PROBLEM DETAILS ▸ Using the listing below, copy every line that mentions "styles".

DATA SHOWN ▸
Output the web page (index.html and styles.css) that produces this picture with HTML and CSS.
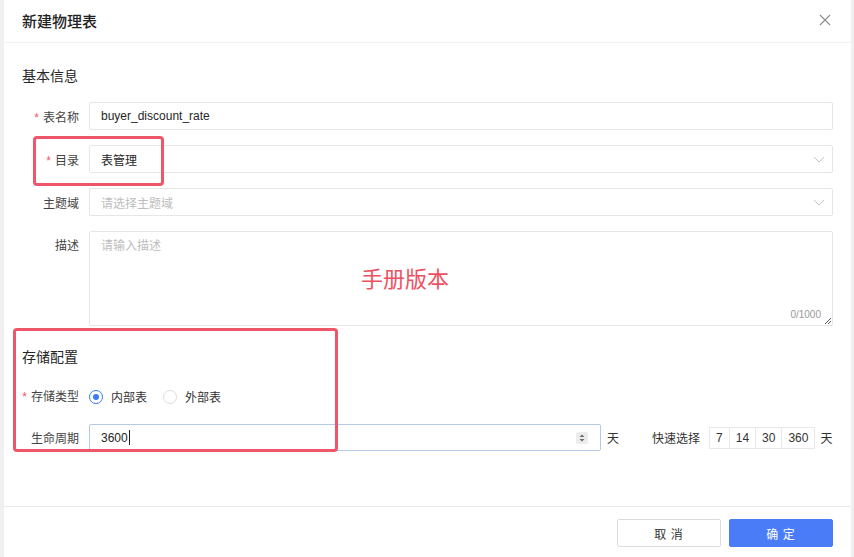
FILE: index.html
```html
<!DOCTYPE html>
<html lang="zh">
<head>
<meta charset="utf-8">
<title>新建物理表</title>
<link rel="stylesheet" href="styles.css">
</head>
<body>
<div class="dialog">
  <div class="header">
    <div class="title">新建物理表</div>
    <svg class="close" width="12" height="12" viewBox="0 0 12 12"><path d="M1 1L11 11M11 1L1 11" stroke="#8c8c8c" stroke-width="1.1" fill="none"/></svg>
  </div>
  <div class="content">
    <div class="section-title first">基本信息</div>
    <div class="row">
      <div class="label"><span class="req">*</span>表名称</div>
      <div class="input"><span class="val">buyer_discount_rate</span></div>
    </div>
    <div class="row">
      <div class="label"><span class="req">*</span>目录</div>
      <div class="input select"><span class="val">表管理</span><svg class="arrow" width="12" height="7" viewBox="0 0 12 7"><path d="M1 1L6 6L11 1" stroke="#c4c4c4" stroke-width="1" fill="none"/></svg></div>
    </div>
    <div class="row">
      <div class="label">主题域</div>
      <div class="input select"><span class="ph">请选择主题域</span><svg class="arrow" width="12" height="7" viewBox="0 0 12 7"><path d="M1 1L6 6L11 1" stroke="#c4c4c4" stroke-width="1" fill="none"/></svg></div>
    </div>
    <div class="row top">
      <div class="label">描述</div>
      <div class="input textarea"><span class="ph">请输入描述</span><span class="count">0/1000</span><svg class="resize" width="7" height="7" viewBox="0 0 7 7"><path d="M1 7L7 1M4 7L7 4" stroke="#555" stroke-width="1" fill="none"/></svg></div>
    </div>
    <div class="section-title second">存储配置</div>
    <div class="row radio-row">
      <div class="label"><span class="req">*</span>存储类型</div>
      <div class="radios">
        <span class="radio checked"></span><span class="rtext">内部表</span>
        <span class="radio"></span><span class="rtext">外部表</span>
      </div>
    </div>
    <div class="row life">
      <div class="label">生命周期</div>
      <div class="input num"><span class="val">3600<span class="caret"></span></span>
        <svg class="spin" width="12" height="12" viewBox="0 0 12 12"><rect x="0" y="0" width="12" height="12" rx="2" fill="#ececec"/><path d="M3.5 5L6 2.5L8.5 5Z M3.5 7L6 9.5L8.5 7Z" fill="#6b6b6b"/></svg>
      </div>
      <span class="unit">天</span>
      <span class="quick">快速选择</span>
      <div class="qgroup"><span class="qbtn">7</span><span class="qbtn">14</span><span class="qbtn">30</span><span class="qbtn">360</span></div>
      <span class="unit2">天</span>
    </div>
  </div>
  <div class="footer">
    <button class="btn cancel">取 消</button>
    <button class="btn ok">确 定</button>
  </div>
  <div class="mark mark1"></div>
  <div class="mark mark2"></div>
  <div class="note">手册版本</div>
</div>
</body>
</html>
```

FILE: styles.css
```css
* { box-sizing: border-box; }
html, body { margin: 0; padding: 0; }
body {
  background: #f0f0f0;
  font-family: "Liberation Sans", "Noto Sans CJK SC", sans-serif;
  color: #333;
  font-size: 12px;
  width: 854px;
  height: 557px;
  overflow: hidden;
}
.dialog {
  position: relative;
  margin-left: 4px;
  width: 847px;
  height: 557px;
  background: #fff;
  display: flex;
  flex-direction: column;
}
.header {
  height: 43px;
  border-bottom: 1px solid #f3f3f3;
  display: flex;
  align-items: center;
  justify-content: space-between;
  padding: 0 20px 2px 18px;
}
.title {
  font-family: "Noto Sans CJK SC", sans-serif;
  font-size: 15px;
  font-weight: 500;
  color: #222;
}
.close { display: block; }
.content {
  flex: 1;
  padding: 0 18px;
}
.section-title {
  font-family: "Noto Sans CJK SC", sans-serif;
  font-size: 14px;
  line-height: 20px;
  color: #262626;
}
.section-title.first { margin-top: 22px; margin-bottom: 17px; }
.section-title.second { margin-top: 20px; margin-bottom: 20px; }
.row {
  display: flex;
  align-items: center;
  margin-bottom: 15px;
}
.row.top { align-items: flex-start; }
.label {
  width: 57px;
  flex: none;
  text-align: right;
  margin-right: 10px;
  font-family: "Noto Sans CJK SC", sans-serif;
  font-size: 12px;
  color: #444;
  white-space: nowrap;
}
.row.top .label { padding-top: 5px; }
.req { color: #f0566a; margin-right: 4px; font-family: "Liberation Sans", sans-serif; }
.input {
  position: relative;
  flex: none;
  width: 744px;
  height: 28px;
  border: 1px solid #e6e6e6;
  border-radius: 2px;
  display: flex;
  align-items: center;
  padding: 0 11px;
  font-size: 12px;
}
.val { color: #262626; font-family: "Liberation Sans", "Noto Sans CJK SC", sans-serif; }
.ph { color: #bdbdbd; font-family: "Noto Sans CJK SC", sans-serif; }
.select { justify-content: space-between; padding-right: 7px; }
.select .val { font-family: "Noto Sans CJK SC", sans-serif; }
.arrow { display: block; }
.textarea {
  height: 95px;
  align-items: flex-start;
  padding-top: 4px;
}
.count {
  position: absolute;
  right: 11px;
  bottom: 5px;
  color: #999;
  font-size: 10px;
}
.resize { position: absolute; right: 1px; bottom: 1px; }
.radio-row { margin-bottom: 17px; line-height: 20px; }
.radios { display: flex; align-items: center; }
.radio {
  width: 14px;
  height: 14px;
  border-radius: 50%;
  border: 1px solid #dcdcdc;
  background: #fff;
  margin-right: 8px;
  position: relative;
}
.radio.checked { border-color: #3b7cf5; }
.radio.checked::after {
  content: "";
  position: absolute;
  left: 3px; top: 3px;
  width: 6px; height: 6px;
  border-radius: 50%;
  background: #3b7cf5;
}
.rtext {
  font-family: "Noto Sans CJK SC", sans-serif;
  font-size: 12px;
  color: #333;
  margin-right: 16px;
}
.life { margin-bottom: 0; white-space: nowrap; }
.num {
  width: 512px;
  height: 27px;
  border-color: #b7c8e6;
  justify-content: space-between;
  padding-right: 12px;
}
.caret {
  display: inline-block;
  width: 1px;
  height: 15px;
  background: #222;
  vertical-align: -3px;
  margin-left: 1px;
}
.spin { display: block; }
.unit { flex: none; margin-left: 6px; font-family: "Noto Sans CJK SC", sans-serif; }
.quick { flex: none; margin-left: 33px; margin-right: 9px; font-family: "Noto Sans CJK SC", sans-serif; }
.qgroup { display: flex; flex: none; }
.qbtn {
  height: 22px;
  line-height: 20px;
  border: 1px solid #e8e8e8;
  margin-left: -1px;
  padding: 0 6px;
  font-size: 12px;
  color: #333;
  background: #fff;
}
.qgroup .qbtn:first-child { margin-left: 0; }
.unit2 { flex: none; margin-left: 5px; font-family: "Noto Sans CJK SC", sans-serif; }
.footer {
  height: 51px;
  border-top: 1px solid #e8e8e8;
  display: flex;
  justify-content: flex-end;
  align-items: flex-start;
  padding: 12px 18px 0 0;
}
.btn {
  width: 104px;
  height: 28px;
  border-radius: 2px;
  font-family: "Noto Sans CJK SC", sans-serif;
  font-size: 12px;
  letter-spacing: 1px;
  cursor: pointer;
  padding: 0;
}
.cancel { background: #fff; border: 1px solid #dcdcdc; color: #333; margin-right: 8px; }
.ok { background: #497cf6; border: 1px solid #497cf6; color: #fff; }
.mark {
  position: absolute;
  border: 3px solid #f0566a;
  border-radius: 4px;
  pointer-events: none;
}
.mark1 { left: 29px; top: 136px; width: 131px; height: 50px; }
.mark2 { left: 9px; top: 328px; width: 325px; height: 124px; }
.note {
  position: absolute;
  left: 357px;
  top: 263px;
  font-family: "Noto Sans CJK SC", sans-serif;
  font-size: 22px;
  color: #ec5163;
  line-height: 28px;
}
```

SOLUTION FOR THIS EXERCISE ▸
Output the web page (index.html and styles.css) that produces this picture with HTML and CSS.
<link rel="stylesheet" href="styles.css">
FILE: styles.css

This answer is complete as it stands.